The shock of this simple statement froze me. The quiet innuendo made the old memories burn again. I could quote Jake West chapter and verse on crooked harness drivers. He hated the whole world of cheap, sly touts and connivers. He had tangled with the czars of “the fix” in his early years as a driver. And Jake West had won the battle. The gambling set avoided him over the great span of years when I knew him intimately. In my adolescent eyes my uncle became the symbol of everything pure and honest. Yet in this exchange with MacGruder, something was happening to the image of Jake West. Slowly, slowly, he was sinking into a mysterious pit of his own creation. Was it possible that he needed money? He was one of the biggest winners in the past few years. Where had he spent his earnings? A woman? An unknown business?
“Broke or rich,” I said, “I’ll make book on Jake West’s honesty.”
“You could be right.”
“I’m right.”
“Yet,” said MacGruder, “you admit knowing nothing at all of his private life.”
“I’m beginning to think I knew my uncle only casually,” I admitted. “If at all.”
“You can’t think of any enemies?’ MacGruder smiled at his cliché question, aware of the flat and empty sound of it. “Kind of a stupid question, isn’t it? Yet, it’s in the book of rules. It’s a question that must be asked.”
“I never considered my uncle a man with serious enemies, Sam.”
“Everybody on earth manages a few. It’s a law of nature.”
“You’re right, of course,” I said. “I’m doing my best to jerk myself out of the state of mind of an adolescent, but it isn’t easy. Jake West was my idol. I saw him through the eyes of a kid, and wherever he went people loved him. They went out of their way to be nice to him.”

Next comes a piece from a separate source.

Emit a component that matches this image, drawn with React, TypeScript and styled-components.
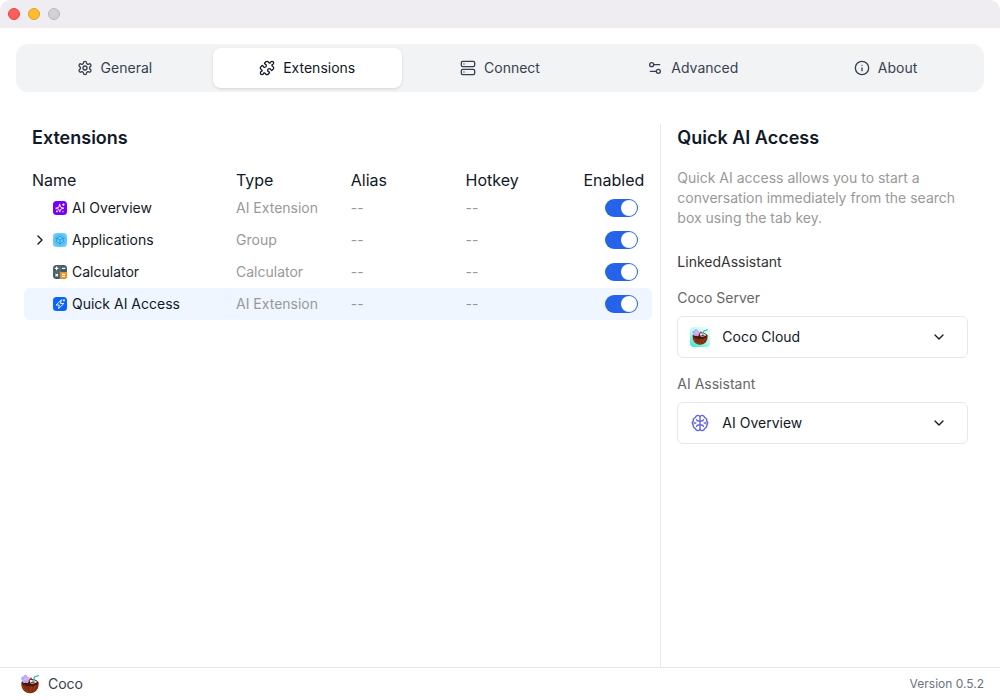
import React, { useState } from "react";
import styled, { createGlobalStyle } from "styled-components";
import { ChevronDown, ChevronRight, Info, Server, Settings2 } from "lucide-react";

const GlobalStyle = createGlobalStyle`
  *, *::before, *::after { box-sizing: border-box; }
  body {
    margin: 0;
    background: #fff;
    color: #111827;
    font-family: Inter, "Liberation Sans", sans-serif;
    font-size: 14px;
    line-height: 20px;
  }
  button, input, select { font: inherit; color: inherit; }
`;

const Window = styled.div`
  display: flex;
  flex-direction: column;
  min-height: 100vh;
`;

const TitleBar = styled.header`
  display: flex;
  align-items: center;
  gap: 8px;
  height: 28px;
  padding: 0 8px;
  background: #efedf2;
  border-radius: 10px 10px 0 0;
`;

const WindowButton = styled.button<{ $fill: string; $edge: string }>`
  width: 12px;
  height: 12px;
  padding: 0;
  border: 1px solid ${(p) => p.$edge};
  border-radius: 50%;
  background: ${(p) => p.$fill};
`;

const TabBar = styled.nav`
  display: flex;
  gap: 4px;
  margin: 16px 16px 0;
  padding: 4px;
  border-radius: 12px;
  background: #f2f3f5;
`;

const Tab = styled.button<{ $active: boolean }>`
  flex: 1 1 0;
  display: flex;
  align-items: center;
  justify-content: center;
  gap: 8px;
  height: 40px;
  padding: 0;
  border: 0;
  border-radius: 8px;
  color: ${(p) => (p.$active ? "#111827" : "#374151")};
  background: ${(p) => (p.$active ? "#fff" : "transparent")};
  box-shadow: ${(p) => (p.$active ? "0 1px 3px rgba(0, 0, 0, 0.12)" : "none")};
`;

const Content = styled.main`
  flex: 1;
  display: grid;
  grid-template-columns: 2fr 1fr;
  margin: 32px 16px 0;
`;

const ListPane = styled.section`
  min-width: 0;
  padding: 0 8px;
  border-right: 1px solid #e5e7eb;
`;

const DetailPane = styled.section`
  min-width: 0;
  padding: 0 16px;
`;

const Title = styled.h2<{ $inset?: boolean }>`
  margin: 0 0 16px;
  padding: 0 ${(p) => (p.$inset ? "8px" : "0")};
  font-size: 18px;
  line-height: 28px;
  font-weight: 600;
`;

const Table = styled.table`
  width: 100%;
  table-layout: fixed;
  border-collapse: separate;
  border-spacing: 0;
`;

const Col = styled.col<{ $width?: string }>`
  width: ${(p) => p.$width ?? "auto"};
`;

const HeadCell = styled.th<{ $first?: boolean; $last?: boolean }>`
  height: 24px;
  padding: 0 ${(p) => (p.$last ? "8px" : "0")} 0 ${(p) => (p.$first ? "8px" : "0")};
  font-size: 16px;
  line-height: 24px;
  font-weight: 400;
  text-align: ${(p) => (p.$last ? "right" : "left")};
  white-space: nowrap;
`;

const Row = styled.tr<{ $selected: boolean }>`
  --row-fill: ${(p) => (p.$selected ? "#eff6ff" : "transparent")};
`;

const Cell = styled.td`
  height: 32px;
  padding: 0;
  color: #999;
  background: var(--row-fill);
`;

const NameCell = styled(Cell)`
  padding-left: 8px;
  color: #111827;
  border-radius: 6px 0 0 6px;
`;

const ToggleCell = styled(Cell)`
  padding-right: 14px;
  border-radius: 0 6px 6px 0;
`;

const NameInner = styled.div`
  display: flex;
  align-items: center;
  gap: 4px;
`;

const Expander = styled.button`
  display: flex;
  width: 16px;
  height: 16px;
  padding: 0;
  border: 0;
  background: none;
`;

const ExpanderGap = styled.span`
  width: 16px;
`;

const Toggle = styled.input`
  appearance: none;
  display: block;
  width: 33px;
  height: 18px;
  margin: 0 0 0 auto;
  padding: 1px;
  border-radius: 9px;
  background: #d1d5db;

  &::before {
    content: "";
    display: block;
    width: 16px;
    height: 16px;
    border-radius: 50%;
    background: #fff;
  }
  &:checked { background: #2563eb; }
  &:checked::before { margin-left: auto; }
`;

const Description = styled.p`
  margin: 0 0 24px;
  color: #999;
`;

const SectionLabel = styled.h3`
  margin: 0 0 16px;
  font-size: 14px;
  line-height: 20px;
  font-weight: 400;
  color: #333;
`;

const Field = styled.div`
  margin-bottom: 16px;
`;

const FieldLabel = styled.label`
  display: block;
  margin-bottom: 8px;
  color: #666;
`;

const SelectBox = styled.div`
  display: grid;
  grid-template-columns: 20px 1fr 16px;
  align-items: center;
  height: 42px;
  padding: 0 20px 0 12px;
  border: 1px solid #e5e7eb;
  border-radius: 6px;

  > svg { grid-row: 1; justify-self: center; }
  > svg:last-child { grid-column: 3; pointer-events: none; }
`;

const Select = styled.select`
  grid-row: 1;
  grid-column: 2 / 4;
  appearance: none;
  width: 100%;
  height: 40px;
  padding: 0 20px 0 12px;
  border: 0;
  outline: 0;
  background: transparent;
`;

const Footer = styled.footer`
  display: flex;
  align-items: center;
  justify-content: space-between;
  height: 33px;
  padding: 0 16px 0 20px;
  border-top: 1px solid #e5e7eb;
`;

const Brand = styled.div`
  display: flex;
  align-items: center;
  gap: 8px;
  color: #374151;
`;

const Version = styled.span`
  font-size: 12px;
  line-height: 16px;
  color: #6b7280;
`;

const stroke = {
  fill: "none",
  stroke: "currentColor",
  strokeWidth: 2,
  strokeLinecap: "round" as const,
  strokeLinejoin: "round" as const,
};

const GearIcon = () => (
  <svg width="16" height="16" viewBox="0 0 24 24" {...stroke}>
    <path d="M12.22 2h-.44a2 2 0 0 0-2 2v.18a2 2 0 0 1-1 1.73l-.43.25a2 2 0 0 1-2 0l-.15-.08a2 2 0 0 0-2.73.73l-.22.38a2 2 0 0 0 .73 2.73l.15.1a2 2 0 0 1 1 1.72v.51a2 2 0 0 1-1 1.74l-.15.09a2 2 0 0 0-.73 2.73l.22.38a2 2 0 0 0 2.73.73l.15-.08a2 2 0 0 1 2 0l.43.25a2 2 0 0 1 1 1.73V20a2 2 0 0 0 2 2h.44a2 2 0 0 0 2-2v-.18a2 2 0 0 1 1-1.73l.43-.25a2 2 0 0 1 2 0l.15.08a2 2 0 0 0 2.73-.73l.22-.39a2 2 0 0 0-.73-2.73l-.15-.08a2 2 0 0 1-1-1.74v-.5a2 2 0 0 1 1-1.74l.15-.09a2 2 0 0 0 .73-2.73l-.22-.38a2 2 0 0 0-2.73-.73l-.15.08a2 2 0 0 1-2 0l-.43-.25a2 2 0 0 1-1-1.73V4a2 2 0 0 0-2-2z" />
    <circle cx="12" cy="12" r="3" />
  </svg>
);

const PuzzleIcon = () => (
  <svg width="16" height="16" viewBox="0 0 24 24" {...stroke}>
    <path d="M15.39 4.39a1 1 0 0 0 1.68-.474 2.5 2.5 0 1 1 3.014 3.015 1 1 0 0 0-.474 1.68l1.683 1.682a2.414 2.414 0 0 1 0 3.414L19.61 15.39a1 1 0 0 1-1.68-.474 2.5 2.5 0 1 0-3.014 3.015 1 1 0 0 1 .474 1.68l-1.683 1.682a2.414 2.414 0 0 1-3.414 0L8.61 19.61a1 1 0 0 0-1.68.474 2.5 2.5 0 1 1-3.014-3.015 1 1 0 0 0 .474-1.68l-1.683-1.682a2.414 2.414 0 0 1 0-3.414L4.39 8.61a1 1 0 0 1 1.68.474 2.5 2.5 0 1 0 3.014-3.015 1 1 0 0 1-.474-1.68l1.683-1.682a2.414 2.414 0 0 1 3.414 0z" />
  </svg>
);

const BrainIcon = () => (
  <svg width="20" height="20" viewBox="0 0 20 20" fill="none" stroke="#6366e8" strokeWidth="1.4" strokeLinecap="round" strokeLinejoin="round">
    <path d="M10 3.600A2.500 2.500 0 0 0 5.400 4.600 2.600 2.600 0 0 0 3.300 8 2.500 2.500 0 0 0 3.300 12 2.600 2.600 0 0 0 5.400 15.400 2.500 2.500 0 0 0 10 16.400 2.500 2.500 0 0 0 14.600 15.400 2.600 2.600 0 0 0 16.700 12 2.500 2.500 0 0 0 16.700 8 2.600 2.600 0 0 0 14.600 4.600 2.500 2.500 0 0 0 10 3.600z" />
    <path d="M10 3.600v12.800M10 8H8.200A1.800 1.800 0 0 1 6.600 6.600M10 12H8.200a1.800 1.800 0 0 0-1.600 1.400M10 8h1.800a1.800 1.800 0 0 0 1.600-1.400M10 12h1.800a1.800 1.800 0 0 1 1.600 1.400M3.800 10h2M14.200 10h2" />
  </svg>
);

const OverviewIcon = () => (
  <svg width="16" height="16" viewBox="0 0 16 16">
    <rect x="1" y="1" width="14" height="14" rx="3.5" fill="#7a00f5" />
    <g fill="none" stroke="#fff" strokeWidth="0.9" strokeLinecap="round" strokeLinejoin="round">
      <path d="M7.700 4.300 8.700 7.200 11.800 8.200 8.700 9.200 7.700 12.100 6.700 9.200 3.700 8.200 6.700 7.200z" />
      <path d="M11.400 3.800v1.800M10.500 4.700h1.800M4.900 10.900v.9M4.500 11.300h.9M11 11.300v.6" />
    </g>
  </svg>
);

const ApplicationsIcon = () => (
  <svg width="16" height="16" viewBox="0 0 16 16">
    <rect x="1" y="1" width="14" height="14" rx="3.5" fill="#6ecbfb" />
    <g fill="none" stroke="#1597de" strokeWidth="0.9" strokeLinejoin="round">
      <circle cx="8" cy="8" r="5.300" strokeOpacity="0.500" />
      <path d="M8 4.200 11.300 6.100v3.800L8 11.800 4.700 9.900V6.100zM4.700 6.100 8 8l3.300-1.900M8 8v3.800" />
    </g>
  </svg>
);

const CalculatorIcon = () => (
  <svg width="16" height="16" viewBox="0 0 16 16">
    <rect x="1" y="1" width="14" height="14" rx="3.5" fill="#455a64" />
    <path d="M8 8h7v3.500a3.500 3.500 0 0 1-3.500 3.500H8z" fill="#fb8c1a" />
    <path d="M1 7.700h7v.6H1zM7.700 1h.6v14h-.6z" fill="#78909c" />
    <path d="M4.600 2.600v3.600M2.800 4.400h3.600M9.900 4.400h3.400M3.500 9.900l2.400 2.400M5.900 9.900l-2.400 2.400M9.900 10.300h3.200M9.900 12.300h3.200" stroke="#fff" strokeWidth="1.200" />
  </svg>
);

const QuickIcon = () => (
  <svg width="16" height="16" viewBox="0 0 16 16">
    <rect x="1" y="1" width="14" height="14" rx="3.5" fill="#0b62ff" />
    <g fill="none" stroke="#fff" strokeWidth="0.900" strokeLinecap="round" strokeLinejoin="round">
      <path d="M9.300 4 4 9H7.200L6.600 12.500 11.900 7.400H8.700z" />
      <path d="M11.900 3.600v1.400M11.200 4.300h1.400" />
    </g>
  </svg>
);

const CocoLogo = ({ tile = false }: { tile?: boolean }) => (
  <svg width="20" height="20" viewBox="0 0 20 20">
    {tile && (
      <>
        <defs>
          <linearGradient id="tile" x1="0.8" y1="0" x2="0.2" y2="1">
            <stop offset="0" stopColor="#effffc" />
            <stop offset="0.6" stopColor="#a5f6ec" />
            <stop offset="1" stopColor="#3fe9da" />
          </linearGradient>
        </defs>
        <rect width="20" height="20" rx="4" fill="url(#tile)" />
      </>
    )}
    <g transform={tile ? "translate(1.500 1.300) scale(0.860)" : undefined}>
      <path d="M1.300 8.500C.8 14.800 4.500 19.200 10 19.200s9.200-4.400 8.700-10.700C17.500 6 14 5 10 5S2.500 6 1.300 8.500z" fill="#7c2d12" />
      <path d="M3 12.500c1 3 3.200 5 6 5.600M11.500 12.500l-1.300 5.500M15.500 11.500l-2 5" stroke="#a3441d" strokeWidth="0.9" fill="none" />
      <path d="M2 9.300c1.500 2.200 4.500 3 8 3s6.500-.8 8-3C17.500 6.500 14 5 10 5S2.500 6.500 2 9.300z" fill="#45170d" />
      <path d="M9.500 6.300c3-.9 6.300-.3 7.600 1.700-1.800 1.400-4 1.900-6.400 1.600z" fill="#f6ebe6" />
      <path d="M10.500 8.400c1.800-1 3.700-1 5.200-.3-1.300.9-3.200 1.200-5.200.3z" fill="#6b3023" />
      <path d="M13 6.800 14.500 3l4-1.300" fill="none" stroke="#35b7cd" strokeWidth="1.300" strokeLinecap="round" />
      <circle cx="11" cy="4.700" r="1.100" fill="#c93a55" />
      <g fill="#c9a8f2">
        <circle cx="5.400" cy="2.800" r="2" />
        <circle cx="3.100" cy="4.600" r="2" fill="#93b8f6" />
        <circle cx="7.700" cy="4.800" r="2" fill="#d6a8ef" />
        <circle cx="4.200" cy="7" r="1.900" />
        <circle cx="6.800" cy="7.200" r="1.900" />
      </g>
      <circle cx="5.500" cy="5" r="1.100" fill="#ecc1ef" />
    </g>
  </svg>
);

const tabs = [
  { label: "General", icon: <GearIcon /> },
  { label: "Extensions", icon: <PuzzleIcon /> },
  { label: "Connect", icon: <Server size={16} /> },
  { label: "Advanced", icon: <Settings2 size={16} /> },
  { label: "About", icon: <Info size={16} /> },
];

const extensions = [
  { name: "AI Overview", type: "AI Extension", icon: <OverviewIcon /> },
  { name: "Applications", type: "Group", icon: <ApplicationsIcon />, group: true },
  { name: "Calculator", type: "Calculator", icon: <CalculatorIcon /> },
  { name: "Quick AI Access", type: "AI Extension", icon: <QuickIcon /> },
];

export default function App() {
  const [tab, setTab] = useState("Extensions");
  const [selected, setSelected] = useState("Quick AI Access");

  return (
    <Window>
      <GlobalStyle />
      <TitleBar>
        <WindowButton $fill="#ff5f57" $edge="#e2463f" aria-label="Close" />
        <WindowButton $fill="#febc2e" $edge="#e0a023" aria-label="Minimize" />
        <WindowButton $fill="#d3d1d6" $edge="#b9b7bc" aria-label="Zoom" />
      </TitleBar>

      <TabBar>
        {tabs.map((t) => (
          <Tab key={t.label} $active={t.label === tab} onClick={() => setTab(t.label)}>
            {t.icon}
            {t.label}
          </Tab>
        ))}
      </TabBar>

      <Content>
        <ListPane>
          <Title $inset>Extensions</Title>
          <Table>
            <colgroup>
              <Col $width="212px" />
              <Col />
              <Col />
              <Col />
              <Col $width="72px" />
            </colgroup>
            <thead>
              <tr>
                <HeadCell $first>Name</HeadCell>
                <HeadCell>Type</HeadCell>
                <HeadCell>Alias</HeadCell>
                <HeadCell>Hotkey</HeadCell>
                <HeadCell $last>Enabled</HeadCell>
              </tr>
            </thead>
            <tbody>
              {extensions.map((e) => (
                <Row key={e.name} $selected={e.name === selected} onClick={() => setSelected(e.name)}>
                  <NameCell>
                    <NameInner>
                      {e.group ? (
                        <Expander aria-label={`Expand ${e.name}`}>
                          <ChevronRight size={16} />
                        </Expander>
                      ) : (
                        <ExpanderGap />
                      )}
                      {e.icon}
                      {e.name}
                    </NameInner>
                  </NameCell>
                  <Cell>{e.type}</Cell>
                  <Cell>--</Cell>
                  <Cell>--</Cell>
                  <ToggleCell>
                    <Toggle type="checkbox" defaultChecked aria-label={`Enable ${e.name}`} />
                  </ToggleCell>
                </Row>
              ))}
            </tbody>
          </Table>
        </ListPane>

        <DetailPane>
          <Title>Quick AI Access</Title>
          <Description>
            Quick AI access allows you to start a conversation immediately from the search box using the tab key.
          </Description>
          <SectionLabel>LinkedAssistant</SectionLabel>
          <Field>
            <FieldLabel htmlFor="server">Coco Server</FieldLabel>
            <SelectBox>
              <CocoLogo tile />
              <Select id="server">
                <option>Coco Cloud</option>
              </Select>
              <ChevronDown size={16} />
            </SelectBox>
          </Field>
          <Field>
            <FieldLabel htmlFor="assistant">AI Assistant</FieldLabel>
            <SelectBox>
              <BrainIcon />
              <Select id="assistant">
                <option>AI Overview</option>
              </Select>
              <ChevronDown size={16} />
            </SelectBox>
          </Field>
        </DetailPane>
      </Content>

      <Footer>
        <Brand>
          <CocoLogo />
          Coco
        </Brand>
        <Version>Version 0.5.2</Version>
      </Footer>
    </Window>
  );
}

“That checks with the record,” MacGruder said. “But I’ve been doing some personal research on your uncle, Dave. You remember the Bannerman
case?”
“Never heard of it.”
“It might fit into your uncle’s life at a time when you weren’t with him. That would be about six years ago.”
“It figures. I was in the army.”
“The Bannerman case was well known in trotting circles,” MacGruder explained. “Bannerman was a good driver who went dirty. Overnight, he earned himself a lousy reputation because of a fixed race. Bannerman was kicked out of racing. And Bannerman thought your uncle was responsible for his downfall.”
“He was wrong?”
“Of course he was wrong. Jake West didn’t report him. Bannerman was fingered by a few inside men, track officials. The important thing is, however, that Bannerman threatened to kill Jake West at the time. He was convinced that Jake queered him.”
“What happened to Bannerman?”
“He went to pot. Never could get back into racing again.”
“Did he ever threaten Jake again?”
“That’s something we’ll never know,” said MacGruder, “until we pick up Bannerman.”
“You know where he is?”
“Haven’t the vaguest notion.” MacGruder paused to eye me speculatively. “Thought you might have discussed it with Jake at some time or other. Jake never mentioned Bannerman to you?”
“Never. Uncle Jake couldn’t have considered Bannerman a serious threat to his life. Jake West wasn’t afraid of anything or anybody.”
“Jake was hell-bent on keeping you pure,” MacGruder grinned. “He screened you from the seamy side of racing, all the way down the line. Jake had a flawless record, a reputation built of honesty and fair play. But, good Lord, Dave, he must have known a woman or two in his day. He was a good-looking man and could have had his pick of the female contingent. Yet, he seemed to live the life of a monk. Doesn’t make sense, does it?”
“Maybe he thought me too young to meet his girl friends,” I said.
“Even as late as this year?” MacGruder shook his head with a certain weariness. “No, Dave, I’m afraid you’re a bit off the track there. Neither of us can come to any conclusions. Not yet. Not until a lot more digging has been done. We’ve got to open up the hidden side of your uncle’s life and examine it carefully. It seems to me he might have moved among people you never knew. Certainly he must have been involved in something important, something big enough to keep his bank account drained. You were with him for quite a few years. Think back. Can’t you remember anybody who might have been real close to him?”